The Role of Evidence

In any kind of event, there will usually be differences in opinion. For example, at the scene of a car accident, Driver A might insist that Driver B ran a stop light and is at fault. At the same time, Driver B might claim that Driver A illegally pulled out in front of them. Sometimes, people might be lying to avoid admitting fault, but in many situations, events happen so quickly that it can be difficult to tell what happened.

Types of Evidence

Evidence comes into play when there is a dispute over the facts. Depending on the case, there can be many types of evidence, from blood splatters at the scene of a crime to skid marks in the road. In a car accident, some common types of evidence include:

  • Vehicle damage
  • Position of the vehicles immediately following the accident
  • Road conditions, like potholes in the road
  • Post-accident damage, like skid marks or damage to a guardrail
  • Video from a traffic camera or from a nearby business or home
  • Witness testimony
  • Police reports

Evidence gives an unbiased opinion of what happened. For example, skid marks on the road could show that one vehicle was speeding before an accident. Similarly, video from a nearby security camera could determine who started a violent fight.

Gathering Evidence After An Accident

How does someone obtain evidence? In some cases, particularly in car accidents, the people involved can gather initial evidence on their own. At the accident scene, they can take pictures of their vehicle, injuries, and surroundings. They can also ask nearby witnesses for their contact information. When possible, it’s important to get this kind of evidence right away.

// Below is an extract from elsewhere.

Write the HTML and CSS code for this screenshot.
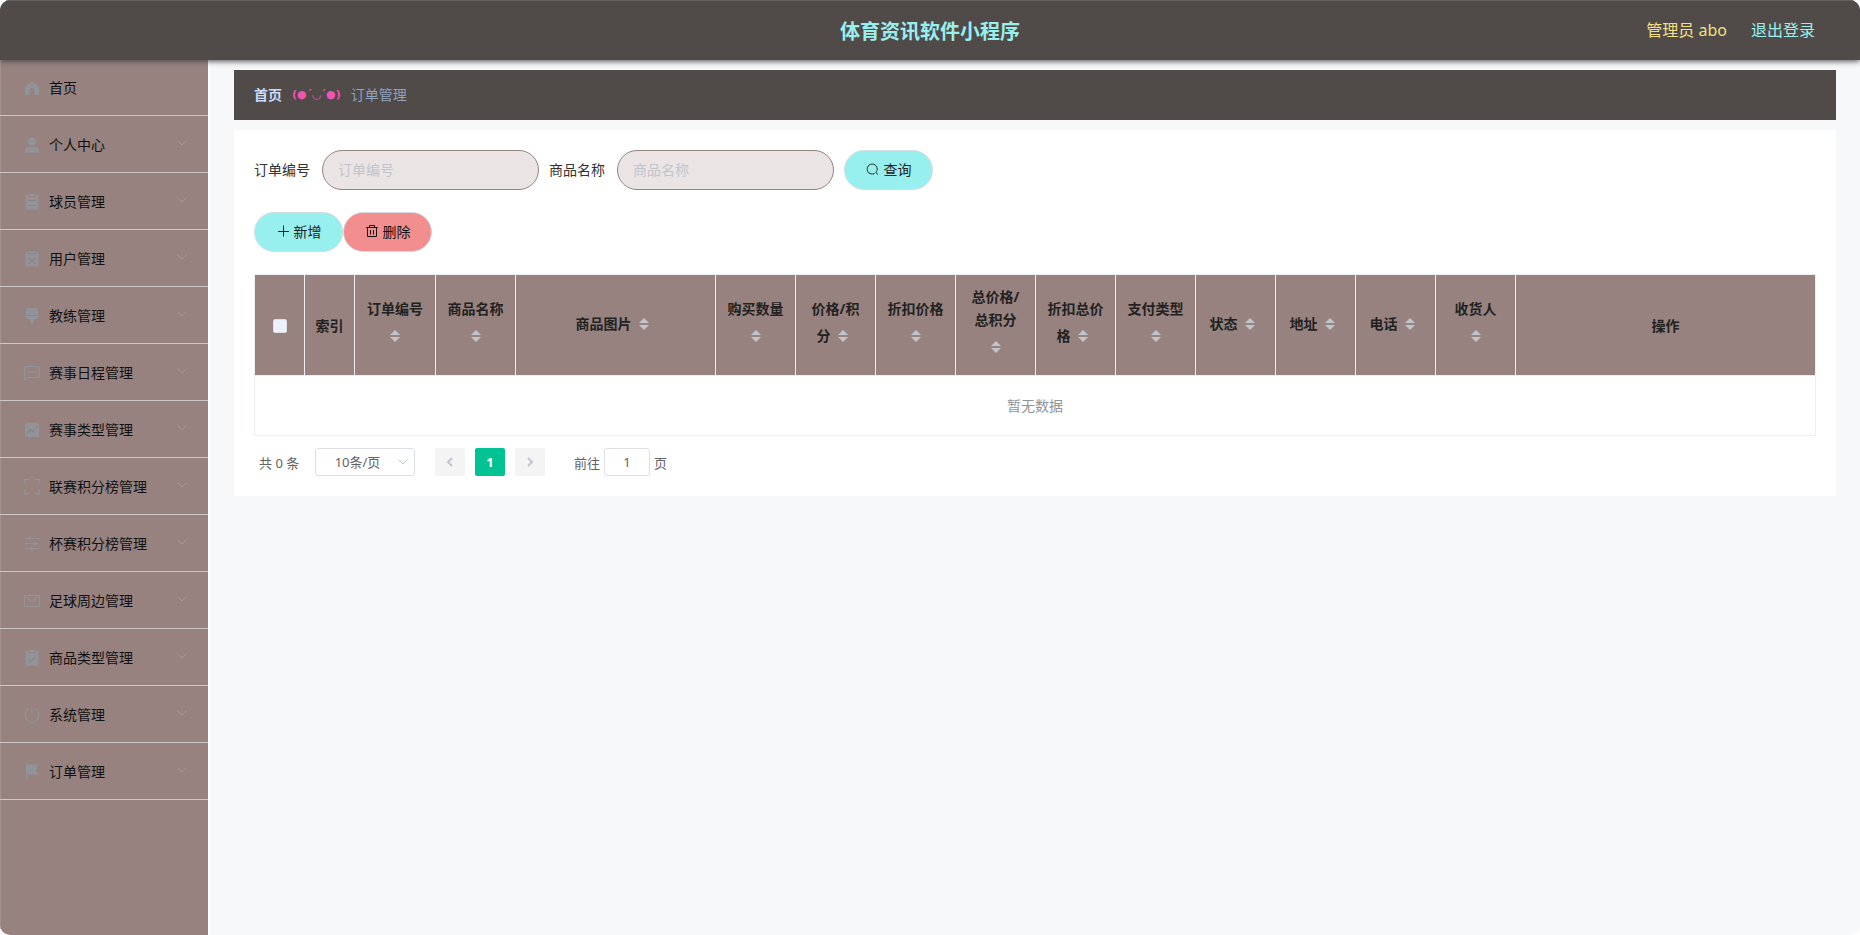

Some other types of evidence like videos from traffic cameras or business security cameras, can be a little harder to obtain. To obtain these videos, injured parties might need to help of an experienced attorney, who can try to get the evidence through a subpoena. This is yet another reason why an attorney can be a big help after a car accident or other injury.

As the different interpretations of the Washington, D.C. conformation show, evidence can play a critical role in determining what actually happened. If you are ever involved in a car accident or other injury-causing incident, remember to gather evidence if possible! Even the shortest video or the simplest picture make a huge difference.


The attorneys at Perenich, Caulfield, Avril & Noyes represent those involved in car accidents, motorcycle accidents, bicycle accidents, pedestrian accidents, and other types of personal injury matters. Our firm is one of the oldest personal injury law firms in Tampa Bay. There are no attorneys’ fees or costs unless we prevail for you. Call our office 24 hours a day at 727-796-8282 or simply click here to schedule a free case consultation.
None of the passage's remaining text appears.